Now is the time for a much overdue transition to a more judicious, more thoughtful, more nuanced and strategic America. One that understands the scope as well as the limits to its power, the need to more wisely deploy its resources, and to accept — once and for all — that strategy matters.
Pragmatism, time and American power matter, and not every problem is solved through the application of more military power.
Every few years the Afghan mission changed as the United States forced Afghans — no amateurs in the field of warfare — to fight how we wanted them to fight rather than how they were used to fighting.
American power is critical to maintaining a stable rules based order. But leadership carries with it responsibilities. You can’t make decisions that cause even bigger future problems, whether withdrawals that cause even more virulent enemies to take root or trigger humanitarian and migration crises that trigger right wing movements that threaten allied governments.
About time — a decade after Washington concluded that China was its likely adversary, the Pentagon has yet to adapt its strategy to address the capabilities its likely to face, thereby steadily losing its ability to deter Beijing.

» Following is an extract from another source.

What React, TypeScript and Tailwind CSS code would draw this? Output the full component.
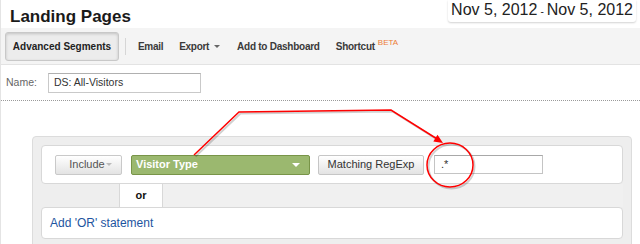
import React from "react";

function Caret({ className }: { className: string }) {
  return (
    <svg width="8" height="4" viewBox="0 0 8 4" className={className}>
      <path d="M0 0 L8 0 L4 4 Z" fill="currentColor" />
    </svg>
  );
}

function Annotation() {
  return (
    <svg
      width="640"
      height="244"
      viewBox="0 0 640 244"
      className="absolute left-0 top-0 pointer-events-none"
    >
      {/* soft shadow */}
      <g stroke="rgba(0,0,0,0.18)" strokeWidth="2" fill="none" transform="translate(1.5 1.5)">
        <polyline points="193,155 238,112 390,110 437,139.5" />
        <ellipse cx="449" cy="165" rx="23" ry="22" />
      </g>
      <g stroke="#ff0000" strokeWidth="1.5" fill="none">
        <polyline points="193,155 238,112 390,110 437,139.5" />
        <ellipse cx="449" cy="165" rx="23" ry="22" />
      </g>
      <polygon points="442,143 432.3,141.6 436.5,134.8" fill="#ff0000" />
    </svg>
  );
}

export default function App() {
  return (
    <div className="relative w-[640px] h-[244px] overflow-hidden bg-white border-l border-[#e4e4e4] font-['Liberation_Sans',Arial,sans-serif] text-[#222]">
      {/* Title + date range */}
      <div className="flex justify-between items-start h-[28px]">
        <h1 className="pl-[9px] pt-[7px] text-[17px] leading-[20px] font-bold text-[#1a1a1a]">
          Landing Pages
        </h1>
        <div className="mr-[4px] px-[3px] h-[22px] bg-white rounded-b-[3px] shadow-[0_1px_2px_rgba(0,0,0,0.18)] flex items-start">
          <span className="text-[16px] leading-[19px] text-[#222]">Nov 5, 2012</span>
          <span className="text-[10px] leading-[19px] px-[3px] pt-[2px] text-[#222]">-</span>
          <span className="text-[16px] leading-[19px] text-[#222]">Nov 5, 2012</span>
        </div>
      </div>

      {/* Toolbar */}
      <div className="flex items-center h-[37px] bg-[#f4f4f4] border-b border-[#e3e3e3] px-[4px] text-[10px] font-bold text-[#3a3a3a]">
        <div className="flex items-center justify-center w-[114px] h-[29px] rounded-[3px] border border-[#c8c8c8] bg-[#ececec] shadow-[inset_0_1px_3px_rgba(0,0,0,0.18)] text-[#222]">
          Advanced Segments
        </div>
        <div className="ml-[6px] w-px h-[17px] bg-[#d6d6d6]" />
        <span className="ml-[12px] tracking-[-0.3px]">Email</span>
        <span className="ml-[16px] flex items-center tracking-[-0.3px]">
          Export
          <Caret className="ml-[5px] text-[#666] w-[6px] h-[3px]" />
        </span>
        <span className="ml-[17px] tracking-[-0.25px]">Add to Dashboard</span>
        <span className="ml-[16px] flex items-start tracking-[-0.25px]">
          Shortcut
          <span className="ml-[3px] -mt-[2px] text-[8px] font-normal tracking-normal text-[#ec7c36]">BETA</span>
        </span>
      </div>

      {/* Name */}
      <div className="flex items-center mt-[8px] pl-[5px] h-[20px]">
        <span className="text-[10.5px] text-[#666]">Name:</span>
        <div className="ml-[11px] w-[153px] h-[20px] border border-[#c9c9c9] border-t-[#b0b0b0] flex items-center pl-[5px] text-[10.5px] text-[#333]">
          DS: All-Visitors
        </div>
      </div>
      <div className="mt-[7px] border-t border-dotted border-[#9a9a9a]" />

      {/* Segment definition */}
      <div className="mt-[35px] ml-[31px] mr-[8px] h-[120px] bg-[#eeeeee] border border-[#dcdcdc] rounded-[4px] p-[8px]">
        <div className="h-[39px] bg-white border border-[#d8d8d8] rounded-[4px] flex items-center pl-[13px]">
          <div className="flex items-center justify-center w-[67px] h-[20px] border border-[#c9c9c9] rounded-[2px] bg-gradient-to-b from-white to-[#e3e3e3] text-[11px] text-[#555] pl-[4px]">
            Include
            <Caret className="ml-[1px] text-[#bbb] w-[6px] h-[3px]" />
          </div>
          <div className="ml-[9px] w-[179px] h-[20px] border border-[#789448] rounded-[2px] bg-[#9bb86f] flex items-center justify-between pl-[4px] pr-[9px] text-[11px] font-bold text-white">
            Visitor Type
            <Caret className="text-white" />
          </div>
          <div className="ml-[8px] w-[106px] h-[20px] border border-[#c6c6c6] rounded-[2px] bg-gradient-to-b from-white to-[#e3e3e3] flex items-center justify-center text-[11px] text-[#333]">
            Matching RegExp
          </div>
          <div className="ml-[10px] w-[109px] h-[19px] border border-[#c4c4c4] border-t-[#a8a8a8] bg-white flex items-center pl-[6px] text-[11px] text-[#333]">
            .*
          </div>
        </div>
        <div className="flex h-[23px]">
          <div className="w-[78px]" />
          <div className="w-[44px] bg-white border-x border-[#d8d8d8] flex items-center justify-center text-[11px] font-bold text-[#111]">
            or
          </div>
          <div className="flex-1 bg-[#f0f0f0]" />
        </div>
        <div className="h-[32px] bg-white border border-[#d8d8d8] rounded-[4px] flex items-center pl-[8px] text-[12px] text-[#1d55a0]">
          Add &apos;OR&apos; statement
        </div>
      </div>

      <Annotation />
    </div>
  );
}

Finally, American power too often, America embraces unachievable missions that it wants its military to somehow solve in the face of all reason. Afghanistan was one of those missions.
The United States has gotten away with missteps because it stood tall above all competitors. It also is a nation that for all it’s flaws has uniquely redeeming qualities as the model for other nations to emulate. But it is also a power that faces extraordinary competition from nations that are all to eager to not only point out its mistakes, but also ruthlessly capitalize on them.
Because it doesn’t really matter whether you’re spending $750 billion a year on national security apparatus that you claim is the best in the world when outcomes suggest otherwise. At some point, you either have to change your approach or your level of investment.